George H. Pendleton - Life and Career

Life and Career

Pendleton was born in Cincinnati, Ohio. He was the son of Nathanael Greene Pendleton and attended the local schools and Cincinnati College and the University of Heidelberg in Germany. Pendleton studied law and was admitted to the bar in 1847 and commenced practice in Cincinnati. He married Alice Key, the daughter of Francis Scott Key.

He was a member of the Ohio Senate from 1854 to 1856. In 1854 he ran unsuccessfully for the Thirty-fourth United States Congress. Three years later he was elected as a Democrat to the Thirty-fifth Congress and also succeeded in being reelected to the three following Congresses (March 4, 1857 to March 4, 1865), but in 1864 he failed to be elected to the Thirty-ninth Congress. Pendleton was a noted antiwar Democrat.

He was one of the managers appointed by the House of Representatives in 1862 to conduct the impeachment proceedings against West H. Humphreys, United States judge for several districts of Tennessee. He was a leader of the peace faction of the Democratic party, with close ties to the Copperheads.
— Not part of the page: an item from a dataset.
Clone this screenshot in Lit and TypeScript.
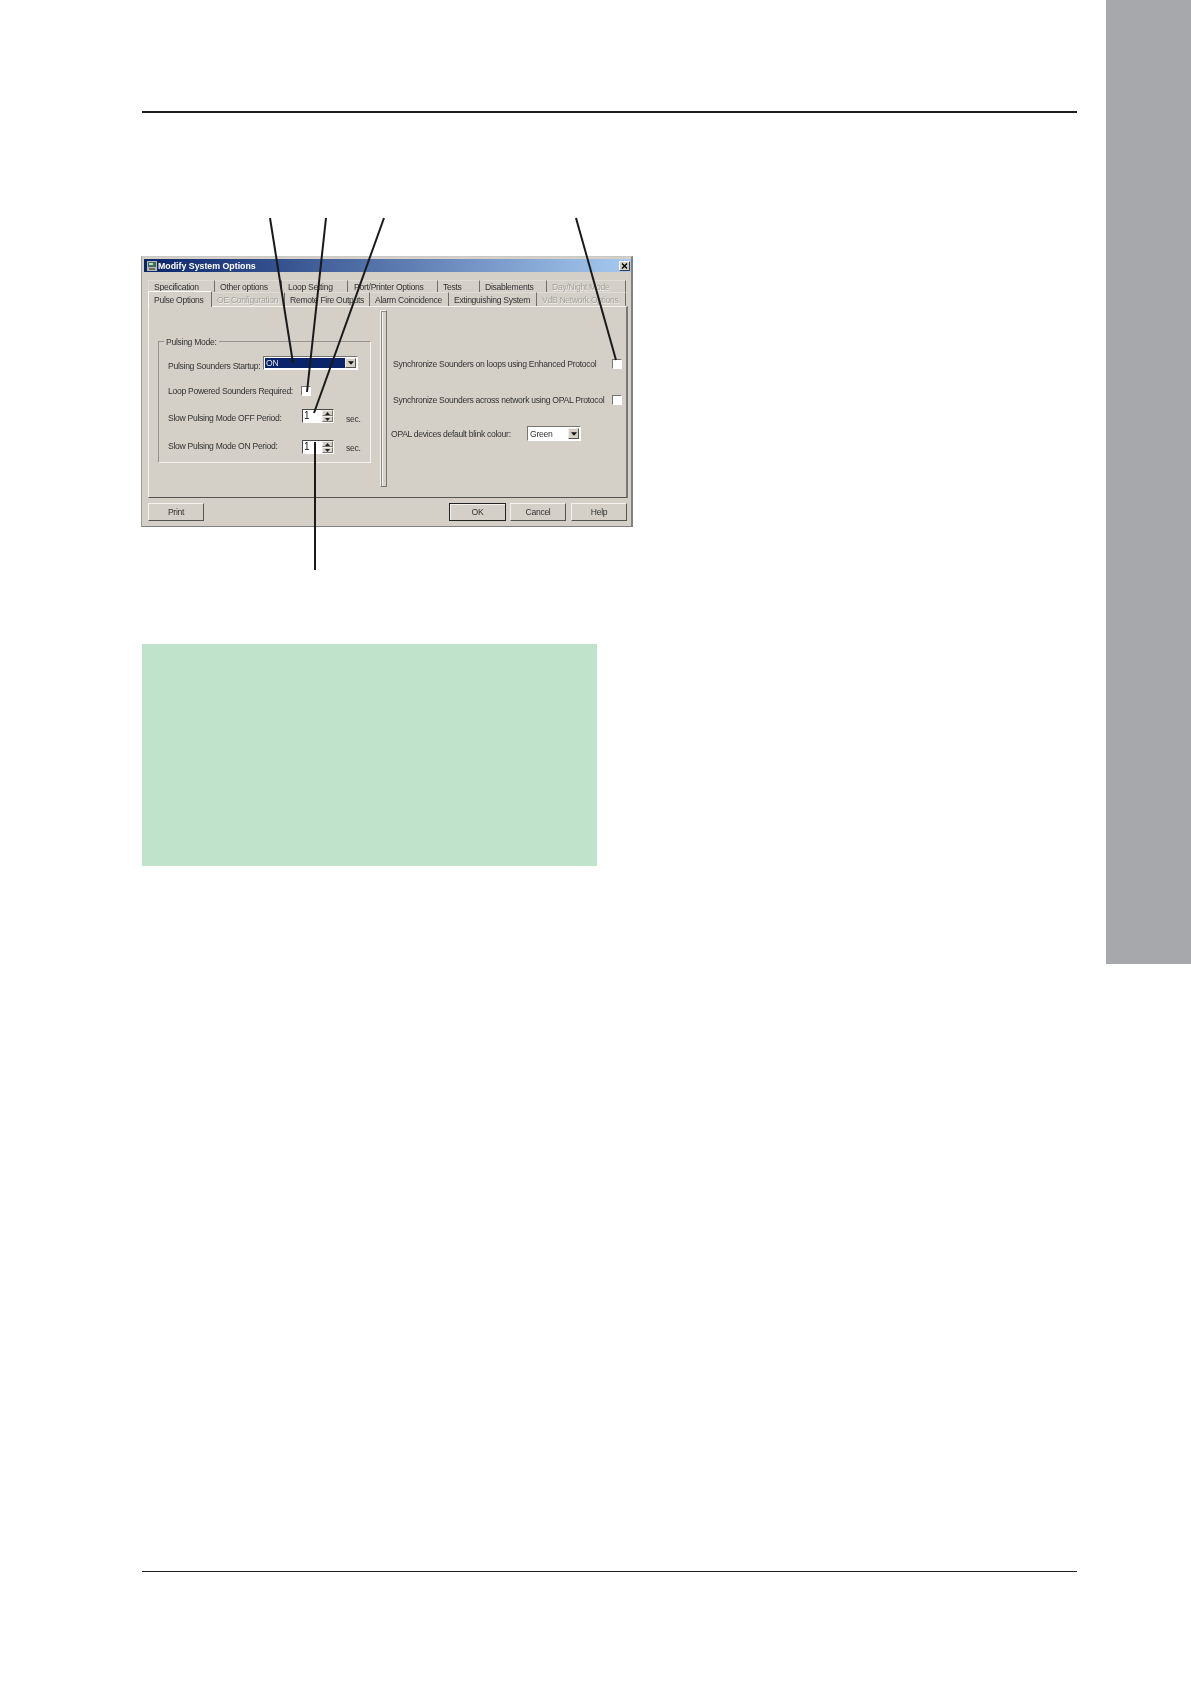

He voted against the Thirteenth Amendment to the United States Constitution, which outlawed slavery and involuntary servitude. He ran in the 1864 U.S. presidential elections for Vice President, together with George McClellan. Their opponents were Abraham Lincoln (President) and Andrew Johnson (nominee for Vice President). McClellan and Pendleton lost, receiving about 45% of the vote. Pendleton also failed to be elected to the Fortieth Congress and was an unsuccessful Democratic candidate for Governor of Ohio in 1869, losing to Rutherford B. Hayes.

In 1869 he became president of the Kentucky Central Railroad and kept this position until he was elected as a Democrat to the United States Senate in 1879. He served six years in the Senate from March 4, 1879, to March 3, 1885, but was unsuccessful in winning renomination. During this time, he sponsored the Pendleton Act of 1883 in response to the assassination of President James A. Garfield by Charles Guiteau. The Act helped put an end to the system of patronage that was in widespread use at the time.

From 1881 to 1885 he was Chairman of the Democratic Conference. He was appointed Envoy Extraordinary and Minister Plenipotentiary to Germany in 1885, and served until his death in Brussels, Belgium. He is interred in Spring Grove Cemetery, Cincinnati, Ohio.